TRIBUNE. Chaque jour, la France continue de fonctionner comme si rien n’était menacé. Les métros circulent, les hôpitaux soignent, les écoles ouvrent, les services publics répondent présents… Et pourtant, derrière cette apparente normalité, se cache une fragilité désormais structurelle. Avec plus de 43 % de son PIB prélevé sous forme d’impôts et de cotisations, le pays reste riche et protecteur, mais cette générosité fiscale pèse désormais fortement sur sa compétitivité et sa prospérité future. Par Étienne Gorgeon, responsable gestion obligataire chez Sanso Longchamp AM. 

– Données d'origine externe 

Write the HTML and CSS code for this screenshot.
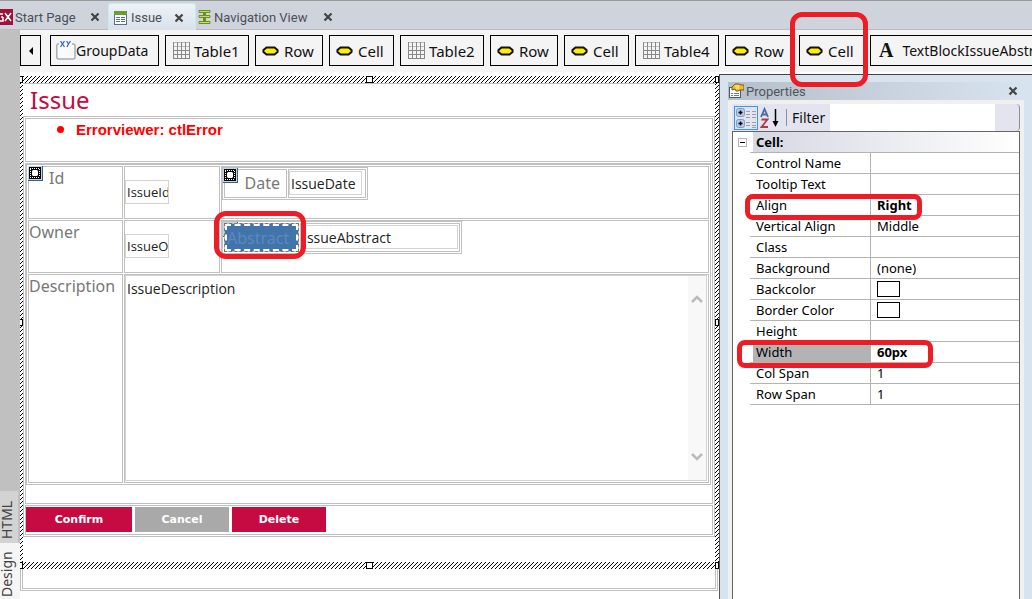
FILE: index.html
```html
<!DOCTYPE html>
<html lang="en">
<head>
<meta charset="utf-8">
<title>Issue</title>
<link rel="stylesheet" href="styles.css">
</head>
<body>
<svg class="defs" aria-hidden="true">
  <symbol id="grid" viewBox="0 0 17 17"><g fill="none" stroke="#888" shape-rendering="crispEdges"><path d="M0 .5H17M0 4.5H17" stroke="#bbb"/><path d="M0 8.5H17M0 12.5H17M0 16.5H17M.5 0V17M4.500 0V17M8.500 0V17M12.500 0V17M16.500 0V17"/></g></symbol>
  <symbol id="pill" viewBox="0 0 17 10"><path d="M4.500 1.500h8l3 2.500v2l-3 2.500h-8L1.500 6V4z" fill="#ffee00" stroke="#111" stroke-width="2"/><path d="M.5 4v2M16.500 4v2" stroke="#777"/></symbol>
  <symbol id="close" viewBox="0 0 10 10"><path d="M1.500 1.500l7 7M8.500 1.500l-7 7" stroke="#444" stroke-width="2.200"/></symbol>
  <symbol id="marker" viewBox="0 0 15 15"><rect width="15" height="15" fill="#3d5f80"/><rect width="14" height="14" fill="#c3d3ea"/><rect x="1" y="1" width="12" height="12" fill="#000"/><g fill="none" stroke="#fff" stroke-dasharray="1 1" shape-rendering="crispEdges"><path d="M2 2.500H12M2 11.500H12M2.500 3V11M11.500 3V11"/></g><path d="M5 4h4l1 1v4l-1 1H5L4 9V5z" fill="#fff"/></symbol>
</svg>
<div class="app">
  <nav class="tabs">
    <div class="tab tab-start"><svg class="gx" viewBox="0 0 13 16"><rect width="13" height="16" fill="#a01039"/><path d="M3 5H-1M3 8v4H-1M1 8h2M5 4l6 8M11 4l-6 8" stroke="#fff" stroke-width="1.500" fill="none"/></svg><a href="#">Start Page</a><button class="x" aria-label="Close Start Page"><svg><use href="#close"/></svg></button></div>
    <div class="tab tab-active"><svg class="doc" viewBox="0 0 13 14"><rect x=".5" y=".5" width="12" height="13" fill="#fff" stroke="#57708a"/><path d="M0 2H13" stroke="#6f9a35" stroke-width="4"/><path d="M2 6.500h4M7 6.500h4M2 8.500h4M7 8.500h4M2 10.500h4M7 10.500h4" stroke="#57708a"/></svg><a href="#">Issue</a><button class="x" aria-label="Close Issue"><svg><use href="#close"/></svg></button></div>
    <div class="tab tab-nav"><svg class="doc" viewBox="0 0 13 14"><path d="M1 .5h11v2H1zM1 5.500h11v2H1zM1 11.500h11v2H1z" fill="#c5dc6b" stroke="#6c8f22"/><path d="M6.500 3v2M6.500 8v3" stroke="#6c8f22" stroke-width="3"/></svg><a href="#">Navigation View</a><button class="x" aria-label="Close Navigation View"><svg><use href="#close"/></svg></button></div>
  </nav>
  <div class="main">
    <div class="rail"><button class="mode mode-html">HTML</button><button class="mode mode-design">Design</button></div>
    <div class="editor">
      <div class="crumbs">
        <button class="back" aria-label="Back"><svg viewBox="0 0 4 8"><path d="M4 0v8L0 4z"/></svg></button>
        <button class="crumb crumb-group"><svg class="group" viewBox="0 0 20 19"><path d="M3 3H2Q.8 3 .8 5V16Q.8 18 3 18H17Q19 18 19 16V5Q19 3 17 3H16" fill="#fafafa" stroke="#a4aeb8" stroke-width="1.500"/><path d="M4.500 0l4 6M8.500 0l-4 6M10.500 0l2 3 2-3M12.500 3l-1.500 3" stroke="#2f62c8" fill="none" stroke-width="1.200"/></svg>GroupData</button>
        <button class="crumb crumb-table"><svg class="grid"><use href="#grid"/></svg>Table1</button>
        <button class="crumb crumb-row"><svg class="pill"><use href="#pill"/></svg>Row</button>
        <button class="crumb crumb-cell"><svg class="pill"><use href="#pill"/></svg>Cell</button>
        <button class="crumb crumb-table"><svg class="grid"><use href="#grid"/></svg>Table2</button>
        <button class="crumb crumb-row"><svg class="pill"><use href="#pill"/></svg>Row</button>
        <button class="crumb crumb-cell"><svg class="pill"><use href="#pill"/></svg>Cell</button>
        <button class="crumb crumb-table"><svg class="grid"><use href="#grid"/></svg>Table4</button>
        <button class="crumb crumb-row"><svg class="pill"><use href="#pill"/></svg>Row</button>
        <button class="crumb crumb-cell marked"><svg class="pill"><use href="#pill"/></svg>Cell</button>
        <button class="crumb crumb-text"><b class="letter">A</b>TextBlockIssueAbstract</button>
      </div>
      <div class="work">
        <main class="designer">
          <div class="frame">
            <i class="handle top left"></i><i class="handle top center"></i><i class="handle top right"></i>
            <i class="handle middle left"></i><i class="handle middle right"></i>
            <i class="handle bottom left"></i><i class="handle bottom center"></i><i class="handle bottom right"></i>
            <div class="sheet">
              <h1>Issue</h1>
              <table class="t form">
                <tr><td class="error-cell"><ul><li>Errorviewer: ctlError</li></ul></td></tr>
                <tr><td class="data-cell">
                  <table class="t fields">
                    <tr>
                      <td class="name indent"><svg class="marker"><use href="#marker"/></svg><label for="id">Id</label></td>
                      <td class="short"><input id="id" class="box small" value="IssueId"></td>
                      <td class="rest">
                        <svg class="marker"><use href="#marker"/></svg>
                        <table class="t inner"><tr><td class="date-name"><label for="date">Date</label></td><td class="date-value"><input id="date" class="box date" value="IssueDate"></td></tr></table>
                      </td>
                    </tr>
                    <tr>
                      <td class="name"><label for="owner">Owner</label></td>
                      <td class="short"><input id="owner" class="box small" value="IssueOwner"></td>
                      <td class="rest">
                        <svg class="marker"><use href="#marker"/></svg>
                        <table class="t inner"><tr><td class="abs-name marked"><label class="selected" for="abs">Abstract</label></td><td class="abs-value"><input id="abs" class="box abs" value="IssueAbstract"></td></tr></table>
                      </td>
                    </tr>
                    <tr>
                      <td class="name"><label for="desc">Description</label></td>
                      <td class="memo-cell" colspan="2"><div class="memo"><textarea id="desc">IssueDescription</textarea><div class="scroll"><svg viewBox="0 0 12 9"><path d="M1 8l5-5 5 5"/></svg><svg viewBox="0 0 12 9"><path d="M1 1l5 5 5-5"/></svg></div></div></td>
                    </tr>
                  </table>
                </td></tr>
                <tr><td class="actions-cell"><div class="actions"><button class="act confirm">Confirm</button><button class="act cancel">Cancel</button><button class="act delete">Delete</button></div></td></tr>
              </table>
            </div>
          </div>
          <div class="foot"><div></div></div>
        </main>
        <aside class="props">
          <div class="props-title"><svg class="prop-icon" viewBox="0 0 16 16"><rect x="1.500" y="4.500" width="11" height="10" fill="#fff" stroke="#4b5a78"/><path d="M3 10.500h2M6 10.500h5M3 12.500h2M6 12.500h5" stroke="#5d7fb5"/><path d="M4 4l3-3h4l2 1h3v5h-4l-2 1H8L7 6 4 7z" fill="#edbd32" stroke="#7d5a12"/><path d="M7 3h4M8 5h3" stroke="#fff3a8"/></svg><span>Properties</span><button class="x" aria-label="Close Properties"><svg><use href="#close"/></svg></button></div>
          <div class="props-body">
            <div class="tools">
              <button class="tool cat" aria-label="Categorized"><svg viewBox="0 0 22 22"><g fill="#b9cce6" stroke="#7d9bc4"><rect x="1.500" y="1.500" width="8" height="8" rx="2"/><rect x="1.500" y="12.500" width="8" height="8" rx="2"/></g><path d="M3.500 5.500h4M5.500 3.500v4M3.500 16.500h4M5.500 14.500v4" stroke="#000" stroke-width="1.500"/><path d="M11 4.500h4M11 7.500h4M11 10.500h4M11 15.500h4M11 18.500h4M17 4.500h4M17 7.500h4M17 10.500h4M17 15.500h4M17 18.500h4M17 20.500h4" stroke="#9b9fb0"/></svg></button>
              <button class="tool sort" aria-label="Alphabetical"><svg viewBox="0 0 20 22"><path d="M1 10L4.500 2 8 10M2 7.500h5" fill="none" stroke="#4a68ae" stroke-width="1.800"/><path d="M1.500 12.500h6l-6 7.500h6.500" fill="none" stroke="#ab3b4c" stroke-width="1.800"/><path d="M15.500 2v15" stroke="#000" stroke-width="1.500"/><path d="M12.500 14h6l-3 6z"/></svg></button>
              <label for="filter">Filter</label><input id="filter" class="filter">
            </div>
            <div class="gridwrap">
              <table class="grid-table">
                <colgroup><col class="c-gut"><col class="c-key"><col></colgroup>
                <tr><td><button class="fold" aria-label="Collapse Cell"></button></td><th class="cat-name" colspan="2"><span>Cell:</span></th></tr>
                <tr><td></td><td class="key">Control Name</td><td class="val"></td></tr>
                <tr><td></td><td class="key">Tooltip Text</td><td class="val"></td></tr>
                <tr><td></td><td class="key marked mark-align">Align</td><td class="val"><b>Right</b></td></tr>
                <tr><td></td><td class="key">Vertical Align</td><td class="val">Middle</td></tr>
                <tr><td></td><td class="key">Class</td><td class="val"></td></tr>
                <tr><td></td><td class="key">Background</td><td class="val">(none)</td></tr>
                <tr><td></td><td class="key">Backcolor</td><td class="val"><span class="swatch"></span></td></tr>
                <tr><td></td><td class="key">Border Color</td><td class="val"><span class="swatch"></span></td></tr>
                <tr><td></td><td class="key">Height</td><td class="val"></td></tr>
                <tr><td></td><td class="key current marked mark-width">Width</td><td class="val"><b>60px</b></td></tr>
                <tr><td></td><td class="key">Col Span</td><td class="val">1</td></tr>
                <tr><td></td><td class="key">Row Span</td><td class="val">1</td></tr>
              </table>
            </div>
          </div>
        </aside>
      </div>
    </div>
  </div>
</div>
</body>
</html>
```
FILE: styles.css
```css
*, *::before, *::after { box-sizing: border-box; }
body { margin: 0; background: #fff; font: 14px "Noto Sans", sans-serif; color: #111; }
button, input, textarea { font: inherit; color: inherit; margin: 0; padding: 0; border: 0; border-radius: 0; background: none; }
svg { display: block; flex: none; }
.defs { position: absolute; width: 0; height: 0; }
.app { display: flex; flex-direction: column; height: 100vh; overflow: hidden; }

/* document tabs */
.tabs { display: flex; flex: none; height: 30px; padding-top: 2px; background: #cfd3dc; border-top: 1px solid #999; border-bottom: 1px solid #b9bbc0; font-family: Roboto, sans-serif; font-size: 13px; }
.tab { display: flex; align-items: center; height: 28px; }
.tab a { flex: 1; color: #4c5058; text-decoration: none; white-space: nowrap; }
.tab-start { width: 108px; gap: 2px; padding-right: 8px; }
.tab-active { width: 88px; gap: 4px; padding: 0 11px 0 5px; background: linear-gradient(#eef2f7, #d9e0ea); border: 1px solid #c2eef2; border-bottom: 0; border-radius: 3px 3px 0 0; }
.tab-nav { width: 141px; gap: 3px; padding: 0 4px 0 2px; }
.gx { width: 13px; height: 16px; }
.doc { width: 13px; height: 14px; }
.x svg { width: 10px; height: 10px; }
.x { flex: none; }

.main { display: flex; flex: 1; min-height: 0; }
.rail { display: flex; flex-direction: column; justify-content: flex-end; align-items: flex-start; flex: 0 0 20px; background: #c0c0c0; }
.mode { writing-mode: vertical-rl; rotate: 180deg; color: #444; font-size: 14px; line-height: 14px; text-align: left; }
.mode-html { width: 18px; height: 52px; padding: 4px 0 0 4px; background: #d3d3d3; }
.mode-design { width: 20px; height: 56px; padding: 2px 0 0 6px; background: #f5f5f5; }
.editor { display: flex; flex-direction: column; flex: 1; min-width: 0; }

/* element path */
.crumbs { display: flex; flex: none; height: 42px; gap: 6px; padding-top: 5px; background: #f4f4f4; }
.crumb, .back { display: flex; align-items: center; flex: none; height: 31px; border: 1px solid #000; white-space: nowrap; }
.crumb { font-size: 15px; }
.back { justify-content: center; width: 21px; margin-right: 3px; }
.back svg { width: 4px; height: 8px; }
.crumb-group { width: 109px; padding-left: 5px; font-size: 14px; }
.crumb-table { width: 84px; padding-left: 7px; gap: 4px; }
.crumb-row { width: 68px; padding-left: 6px; gap: 5px; }
.crumb-cell { width: 65px; padding-left: 6px; gap: 5px; }
.crumb-text { padding: 0 8px; gap: 9px; font-size: 14px; }
.group { width: 20px; height: 19px; }
.grid { width: 17px; height: 17px; }
.pill { width: 17px; height: 10px; }
.letter { font: bold 20px "Liberation Serif", serif; }

/* highlight rings */
.marked { position: relative; }
.marked::after { content: ""; position: absolute; z-index: 5; border: 5px solid #ee1c24; border-radius: 12px; pointer-events: none; }
.crumb.marked::after { inset: -24px -5px -22px -10px; }
.abs-name.marked::after { inset: -13px -8px -8px -11px; }
.mark-align::after { top: -1px; left: -5px; width: 177px; height: 26px; border-radius: 8px; }
.mark-width::after { top: -2px; left: -13px; width: 196px; height: 28px; border-radius: 8px; }

.work { display: flex; flex: 1; min-height: 0; }
.designer { flex: 1; min-width: 0; padding-top: 4px; }
.frame { position: relative; padding: 7px 4px 7px 3px; background: url("data:image/svg+xml,%3Csvg xmlns='http://www.w3.org/2000/svg' width='4' height='4' shape-rendering='crispEdges'%3E%3Cpath fill='%23fff' d='M0 0h4v4H0z'/%3E%3Cpath d='M3 0h1v1H3zM2 1h1v1H2zM1 2h1v1H1zM0 3h1v1H0z'/%3E%3C/svg%3E"); }
.sheet { padding-bottom: 25px; background: #fff; }
.handle { position: absolute; width: 7px; height: 7px; background: #fff; border: 1px solid #000; }
.handle.top { top: 0; } .handle.bottom { bottom: 0; } .handle.middle { top: 243px; }
.handle.left { left: 0; width: 3px; border-left: 0; } .handle.right { right: 0; width: 4px; } .handle.center { left: calc(50% - 4px); }
.foot { height: 22px; margin-right: 1px; padding: 0 1px 1px; border: 1px solid #c0c0c0; border-top: 0; }
.foot div { height: 100%; border: 1px solid #c0c0c0; border-top: 0; }

/* form */
.t { border: 1px solid #c0c0c0; border-collapse: separate; border-spacing: 1px; }
.t td { padding: 0; border: 1px solid #c0c0c0; vertical-align: top; }
.form { width: 100%; }
h1 { margin: 0; padding: 0 0 0 7px; border-top: 1px solid #c0c0c0; font-size: 24px; font-weight: 400; line-height: 32px; color: #c60a42; }
.error-cell { height: 44px; }
ul { margin: 0; padding: 2px 0 0 31px; list-style: none; font: bold 15px/17px "Liberation Sans", sans-serif; color: red; }
li { display: flex; align-items: center; gap: 12px; }
li::before { content: ""; width: 7px; height: 7px; border-radius: 50%; background: red; }
.data-cell { height: 341px; }
.fields { width: calc(100% - 1px); table-layout: fixed; }
.fields .name { width: 95px; height: 53px; }
.fields .short { width: 96px; padding-top: 13px; }
.fields .rest, .fields .indent { position: relative; }
.marker { position: absolute; left: -1px; top: -1px; width: 15px; height: 15px; }
.name label, .inner label { font: 16px/22px "Noto Sans", sans-serif; color: #777; white-space: nowrap; }
.fields .indent { padding-left: 20px; }
.box { display: block; height: 24px; padding-left: 1px; border: 1px solid #d3d3d3; color: #222; }
.box, .memo textarea { font-family: "Open Sans", sans-serif; }
.small { width: 44px; font-size: 13px; }
.rest > .marker { z-index: 1; left: 1px; top: 1px; }
.inner .date-name { width: 63px; height: 29px; padding: 2px 6px 0 0; text-align: right; }
.inner .date-value { width: 78px; padding: 1px 0 0; }
.date { width: 73px; }
.inner .abs-name { z-index: 2; width: 75px; height: 29px; padding: 0; }
.inner .abs-name .selected { display: block; height: 27px; overflow: hidden; border: 2px dashed #fff; outline: 1px dashed #777; background: #4174aa; color: #5c89bd; line-height: 25px; }
.inner .abs-value { width: 160px; padding: 1px 0 0; }
.abs { width: 157px; }
.memo-cell { height: 209px; }
.memo { display: flex; width: calc(100% - 1px); height: 206px; border: 1px solid #d3d3d3; }
.memo textarea { flex: 1; min-width: 0; padding: 3px 1px; line-height: 20px; resize: none; color: #222; }
.scroll { display: flex; flex-direction: column; justify-content: space-between; align-items: center; width: 18px; padding: 18px 0; background: #f8f8f8; }
.scroll svg { width: 12px; height: 9px; fill: none; stroke: #bbb; stroke-width: 2.5; }
.actions-cell { height: 30px; }
.actions { display: flex; gap: 3px; padding-top: 1px; }
.act { width: 94px; height: 25px; background: #c60a42; color: #fff; font: bold 11px "DejaVu Sans", sans-serif; }
.confirm { width: 106px; }
.cancel { background: #a9a9a9; }

/* property panel */
.props { display: flex; flex-direction: column; flex: none; width: 313px; margin-top: 2px; padding: 7px 8px 0 8px; background: #d8e3f0; border-top: 1px solid #444; border-left: 1px solid #555; }
.props-title { display: flex; align-items: center; flex: none; height: 18px; padding-right: 6px; gap: 2px; background: linear-gradient(90deg, #b5bfc9, #d8e3f0); color: #50545c; font-family: Roboto, sans-serif; font-size: 13px; }
.props-title span { flex: 1; }
.prop-icon { width: 16px; height: 16px; }
.props-body { display: flex; flex-direction: column; flex: 1; min-height: 0; padding: 4px 4px 0; background: #f0f0f0; }
.tools { display: flex; align-items: center; flex: none; height: 27px; padding: 0 24px 0 2px; background: #e4e4f0; border-right: 1px solid #8e8ea0; border-radius: 0 4px 4px 0; }
.tool { flex: none; }
.cat { width: 24px; height: 24px; border: 1px solid #3399ff; }
.sort { width: 28px; padding-left: 2px; }
.sort svg { width: 20px; height: 22px; }
.tools label { padding: 0 5px; border-left: 1px solid #8d8da5; line-height: 17px; }
.filter { flex: 1; min-width: 0; height: 27px; background: #fff; }
.gridwrap { flex: 1; min-height: 0; background: #fff; border: 1px solid #666; border-bottom: 0; }
.grid-table { width: 100%; table-layout: fixed; border-collapse: separate; border-spacing: 0; font-size: 13px; line-height: 20px; color: #000; }
.grid-table td, .grid-table th { height: 21px; padding: 0; white-space: nowrap; }
.c-gut { width: 17px; }
.c-key { width: 121px; }
.grid-table .key { padding-left: 6px; border-bottom: 1px solid #b3b3b3; border-right: 1px solid #b3b3b3; }
.grid-table .val { padding-left: 6px; border-bottom: 1px solid #b3b3b3; }
.grid-table .cat-name { padding: 0 0 0 3px; border-bottom: 1px solid #b3b3b3; text-align: left; }
.cat-name span { display: block; padding-left: 3px; background: linear-gradient(90deg, #d6d8e2, #fff); }
.grid-table .current { background: linear-gradient(90deg, #fff 3px, #b3b3b3 3px); }
.fold { display: block; width: 9px; height: 9px; margin-left: 5px; border: 1px solid #b5b5b5; background: linear-gradient(#000, #000) center / 5px 1px no-repeat; }
.swatch { display: block; width: 23px; height: 16px; border: 1px solid #000; }
```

Comme le dit la maxime : « Quand je me regarde, je me désole ; quand je me compare, je me console. » Jamais elle n’a été aussi vraie pour notre pays. À la différence des États-Unis, où un shutdown peut paralyser l’administration fédérale et suspendre le paiement de centaines de milliers de fonctionnaires, la France échappe à une interruption brutale.

Et elle n’est pas seule à connaître des tensions institutionnelles : il aura fallu attendre mardi 21 octobre avant d’avoir un premier ministre au Japon (Sanae Takaichi est devenue la première femme nommée à la tête du gouvernement japonais, ndlr), preuve que l’instabilité politique est un phénomène mondial, et non l’apanage de notre Ve République.

La pression fiscale, frein à l’avenir

La France porte en elle des fragilités qu’il devient urgent d’affronter. La pression fiscale reste parmi les plus élevées des pays développés, atteignant 43,8 % du PIB en 2023, contre 34 % en moyenne dans l’OCDE. Les dépenses publiques, à près de 57 % du PIB, témoignent d’un État-providence généreux… mais une générosité qui bride notre capacité à investir dans l’avenir.

La dette publique, autour de 113-115 % du PIB, continue de croître. Pourtant, la charge nette d’intérêts reste contenue à 3,8 % des recettes publiques, bien inférieure à celle des États-Unis (18 %) ou de l’Italie (9 %) et seulement légèrement au-dessus de l’Allemagne (2 %). La France n’est donc pas au bord du gouffre financier, mais sa marge de manœuvre s’érode lentement, et chaque renoncement économique devient plus contraignant. La suspension de la réforme des retraites illustre l’incapacité chronique du pays à assurer la soutenabilité de son modèle social, un renoncement de plus qui creuse le sillon du déclin.

Riche aujourd’hui, mais pour combien de temps ?

Le véritable enjeu n’est pas la crise immédiate, mais l’appauvrissement relatif à long terme. Faute d’investissements substantiels dans les secteurs stratégiques, éducation, innovation, transition énergétique, technologies de pointe, la France risque de décrocher dans la compétition mondiale.

Le ralentissement de notre compétitivité nous expose à un décrochage progressif face à nos voisins européens et aux puissances émergentes.

Pourtant, il y a de quoi se consoler… un peu. Le PIB par habitant (en parité de pouvoir d’achat) a progressé de plus de 20 % en dix ans, et notre rang international est resté globalement stable. Nous restons un pays riche. Mais la richesse actuelle ne garantit pas celle de demain. La France doit agir, réformer et investir, si elle veut rester une puissance influente et compétitive.

En somme, la France tient encore debout quand elle se compare… mais faute de réformes, elle pourrait devoir chercher sa consolation du côté du FMI.